Level 1: Adapters / LoRA / Prefix Tuning

  • Use when the base model already knows the domain but needs persona/style control or shorter contexts.
  • Great for multi-tenant setups: swap adapters per customer or product line without retraining the base.
  • Keep adapters small; track latency impact on your serving stack. Benchmark P50/P95 and cost before/after.
  • Version adapters and prompts together. Roll back with flags if safety or compliance fails.

Level 2: Full Fine-Tune

  • Justified when you need new capabilities not present in the base model, or must reduce context dependence drastically.
  • Requires high-quality, diverse, and counter-example-rich data; otherwise you overfit and regress.
  • Add an evaluation harness: groundedness, safety, refusal correctness, and task success before shipping.
  • Plan for continuous training: refresh with new data and invalidations; monitor drift and refusal rates.

Decision Checklist I Run With Teams

1) Can retrieval + prompting + tools solve 80%? Start there. 2) Need tighter style control or lower latency? Use adapters/LoRA. 3) Need new capabilities and have high-quality evals + data?

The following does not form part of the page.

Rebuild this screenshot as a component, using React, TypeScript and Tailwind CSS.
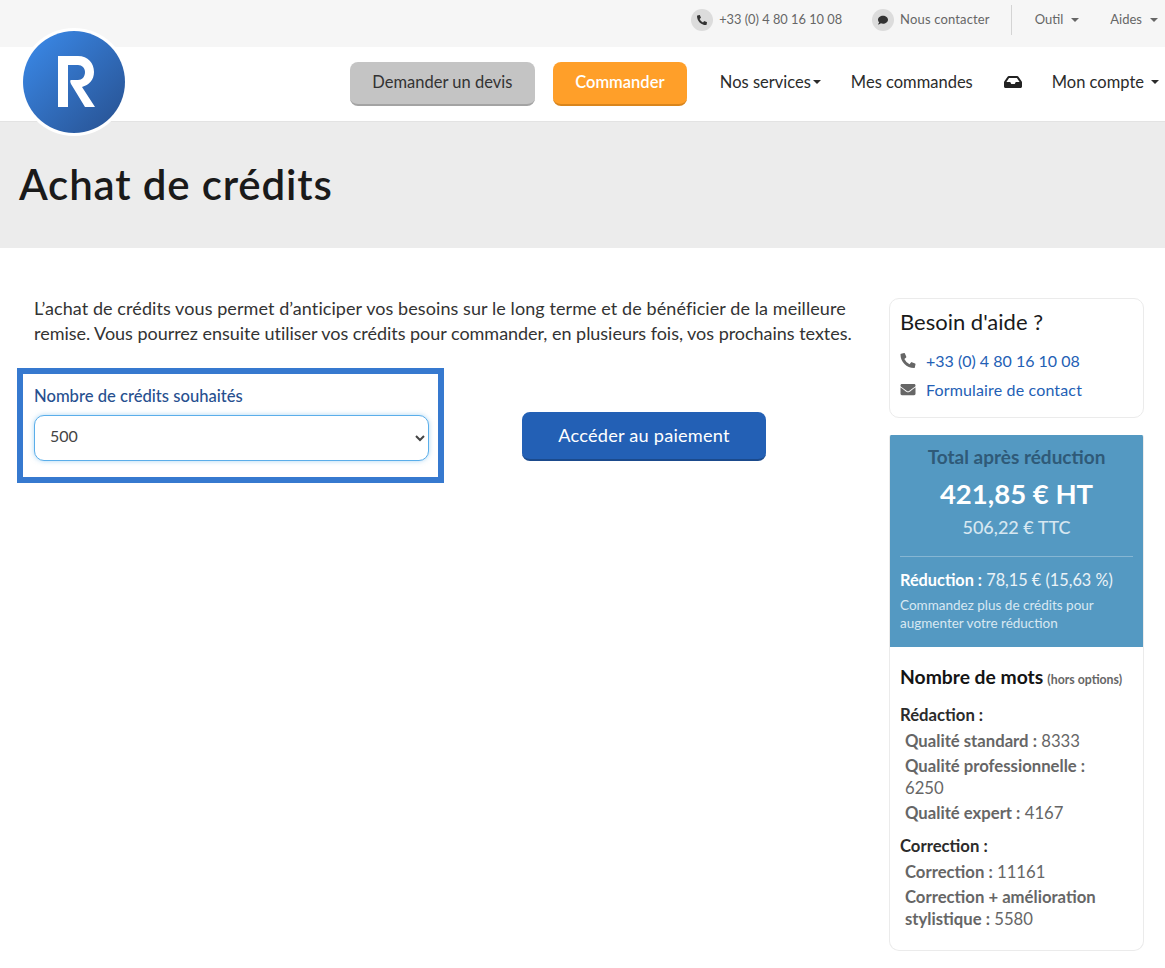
import { FaPhoneAlt, FaComment, FaEnvelope, FaInbox } from "react-icons/fa"

function Caret({ className = "" }: { className?: string }) {
  return <span className={`inline-block border-x-[4px] border-t-[4px] border-x-transparent border-t-current ${className}`} />
}

function TopBar() {
  return (
    <div className="h-[47px] bg-[#f6f6f6] flex items-center justify-end text-[13px] text-[#666666] pr-[7px] pb-[7px]">
      <span className="w-[22px] h-[22px] rounded-full bg-[#dcdcdc] flex items-center justify-center text-[#333333] mr-[6px]">
        <FaPhoneAlt className="w-[10px] h-[10px]" />
      </span>
      <span className="mr-[30px] text-[12.8px]">+33 (0) 4 80 16 10 08</span>
      <span className="w-[22px] h-[22px] rounded-full bg-[#dcdcdc] flex items-center justify-center text-[#333333] mr-[6px]">
        <FaComment className="w-[10px] h-[10px]" />
      </span>
      <span className="mr-[21px] tracking-[0.15px]">Nous contacter</span>
      <span className="w-px h-[30px] bg-[#d4d4d4] mr-[23px]" />
      <span className="mr-[8px]">Outil</span>
      <Caret className="mr-[31px]" />
      <span className="mr-[8px]">Aides</span>
      <Caret />
    </div>
  )
}

function Logo() {
  return (
    <div className="absolute left-[20px] top-[28px] w-[108px] h-[108px] rounded-full bg-white flex items-center justify-center">
      <div className="w-[102px] h-[102px] rounded-full bg-gradient-to-br from-[#3b8ced] to-[#27508f] flex items-center justify-center">
        <svg width="38" height="52" viewBox="0 0 38 52" className="ml-[5px]">
          <path
            fill="#ffffff"
            d="M0 0H20C30 0 36 7 36 16C36 24 31 29 24 31L37 51H27L13 28C12 26 12 24 13 24H20C24 24 27 21 27 16C27 12 24 9 20 9H10V51H0Z"
          />
        </svg>
      </div>
    </div>
  )
}

function MainNav() {
  return (
    <div className="h-[75px] bg-white border-b border-[#e3e3e3] flex items-center justify-end pr-[6px] text-[16.5px] text-[#2b2b2b]">
      <button className="w-[185px] h-[44px] rounded-[8px] bg-[#c4c4c4] border-b-2 border-[#a3a3a3] text-[#333333] mr-[18px] pb-[1px]">
        Demander un devis
      </button>
      <button className="w-[134px] h-[44px] rounded-[8px] bg-[#ff9f29] border-b-2 border-[#d9851c] text-white font-semibold mr-[33px] pb-[1px]">
        Commander
      </button>
      <div className="flex items-center pb-[4px]">
        <span>Nos services</span>
        <Caret className="mr-[30px] ml-[2px]" />
        <span className="mr-[31px]">Mes commandes</span>
        <FaInbox className="w-[18px] h-[16px] mr-[30px] text-[#222222]" />
        <span className="mr-[7px]">Mon compte</span>
        <Caret />
      </div>
    </div>
  )
}

function HelpCard() {
  return (
    <div className="border border-[#ebebeb] rounded-[10px] h-[120px] px-[10px] pt-[9px]">
      <h3 className="text-[22px] leading-[28px] text-[#1a1a1a] mb-[10px]">Besoin d'aide ?</h3>
      <div className="flex items-center h-[29px] text-[16px] text-[#2360b5]">
        <FaPhoneAlt className="w-[16px] h-[15px] text-[#666666] mr-[10px]" />
        +33 (0) 4 80 16 10 08
      </div>
      <div className="flex items-center h-[29px] text-[16px] tracking-[0.15px] text-[#2360b5]">
        <FaEnvelope className="w-[16px] h-[15px] text-[#666666] mr-[10px]" />
        Formulaire de contact
      </div>
    </div>
  )
}

function TotalCard() {
  return (
    <div className="mt-[17px] border border-[#ebebeb] border-t-0 rounded-[10px] rounded-t-[2px] h-[516px] overflow-hidden">
      <div className="bg-[#5499c2] h-[212px] px-[11px] pt-[9px] -mx-px">
        <div className="text-center text-[19px] leading-[25px] font-bold text-[#2f5a78]">Total après réduction</div>
        <div className="text-center text-[27.5px] leading-[36px] font-bold text-white mt-[7px]">421,85 € HT</div>
        <div className="text-center text-[18px] leading-[26px] font-medium text-[#d6e7f1] mt-[2px]">506,22 € TTC</div>
        <div className="h-px bg-[#86b6d3] mt-[16px] mb-[13px]" />
        <div className="text-[16.3px] leading-[20px] text-white whitespace-nowrap"><b>Réduction :</b> <span className="text-[#e9f2f7]">78,15 € (15,63 %)</span></div>
        <div className="text-[13.5px] leading-[18px] text-[#d8e8f2] mt-[6px]">
          Commandez plus de crédits pour<br />augmenter votre réduction
        </div>
      </div>
      <div className="px-[10px] pt-[17px]">
        <div className="text-[#141414] leading-[26px] whitespace-nowrap">
          <span className="text-[19.3px] font-bold">Nombre de mots</span>{" "}
          <span className="text-[12.3px] font-bold text-[#666666]">(hors options)</span>
        </div>
        <div className="h-[4px]" />
        <WordGroup title="Rédaction :">
          <WordLine label="Qualité standard :" value="8333" />
          <WordLine label="Qualité professionnelle :" value="6250" />
          <WordLine label="Qualité expert :" value="4167" />
        </WordGroup>
        <div className="h-[1px]" />
        <WordGroup title="Correction :">
          <WordLine label="Correction :" value="11161" />
          <div className="text-[16.7px] leading-[22px] text-[#666666] mb-[3px]">
            <b>Correction + amélioration</b>
            <br />
            <b>stylistique :</b> 5580
          </div>
        </WordGroup>
      </div>
    </div>
  )
}

function WordGroup({ title, children }: { title: string; children: React.ReactNode }) {
  return (
    <div className="mt-[5px]">
      <div className="text-[16.7px] leading-[26px] font-bold text-[#2b2b2b] mb-[2px]">{title}</div>
      <div className="pl-[5px] pr-[24px]">{children}</div>
    </div>
  )
}

function WordLine({ label, value }: { label: string; value: string }) {
  return (
    <div className="text-[16.7px] leading-[22px] text-[#666666] mb-[3px]">
      <b>{label}</b> {value}
    </div>
  )
}

export default function App() {
  return (
    <div className="relative min-h-[968px] bg-white font-['Lato','Liberation_Sans',sans-serif]">
      <TopBar />
      <MainNav />
      <Logo />
      <div className="h-[126px] bg-[#ececec] pl-[19px] pt-[36px]">
        <h1 className="text-[42px] leading-[52px] font-semibold text-[#1a1a1a] tracking-[0.85px]">Achat de crédits</h1>
      </div>
      <div className="flex pt-[50px] pr-[21px]">
        <div className="w-[889px] pl-[17px]">
          <div className="pl-[17px] w-[850px] -mt-[2px] text-[18px] leading-[25px] text-[#333333] whitespace-nowrap">
            <p className="tracking-[0.08px]">
              L’achat de crédits vous permet d’anticiper vos besoins sur le long terme et de bénéficier de la meilleure
            </p>
            <p className="tracking-[-0.03px]">
              remise. Vous pourrez ensuite utiliser vos crédits pour commander, en plusieurs fois, vos prochains textes.
            </p>
          </div>
          <div className="flex items-start mt-[22px]">
            <div className="w-[427px] h-[115px] border-[6px] border-[#3679cf] px-[11px] pt-[11px]">
              <label className="block text-[16.6px] leading-[22px] font-medium text-[#27508f] mb-[8px]">Nombre de crédits souhaités</label>
              <select
                defaultValue="500"
                className="w-[395px] h-[46px] pl-[11px] pr-[2px] pb-[6px] rounded-[10px] border border-[#5aaeea] bg-white text-[16px] text-[#444444] shadow-[0_0_5px_rgba(90,174,234,0.5)] outline-none"
              >
                <option value="500">500</option>
              </select>
            </div>
            <button className="ml-[78px] mt-[44px] w-[244px] h-[49px] rounded-[8px] bg-[#2360b5] border-b-2 border-[#1b4a8c] text-white text-[18.2px] tracking-[0.2px]">
              Accéder au paiement
            </button>
          </div>
        </div>
        <div className="w-[255px]">
          <HelpCard />
          <TotalCard />
        </div>
      </div>
    </div>
  )
}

Fine-tune. 4) If you can’t evaluate it, you can’t ship it—pause and build the test harness.

Data Strategy For Fine-Tuning

  • Collect user traces with labels: success/failure, refusal correctness, groundedness, safety violations.
  • Create hard negatives: adversarial instructions, conflicting policies, long contexts, multilingual variants.
  • Balance the dataset: mix short and long prompts; include edge jurisdictions/products.
  • Keep data lineage: which product version, policy version, and annotator produced each example.

Deployment Notes

  • Version everything: prompts, adapters, datasets, retrievers, rerankers, policies.
  • Canary new weights; keep a rollback path to the last good model.
  • Monitor token cost, latency, refusal rates, and safety continuously. Alert on P95 blowups and hallucination spikes.
  • For regulated flows, keep source-citation checks and safety filters even after fine-tuning—weights don’t remove the need for guardrails.

Use this framework to avoid premature fine-tuning while still giving your product the control, efficiency, and safety it needs.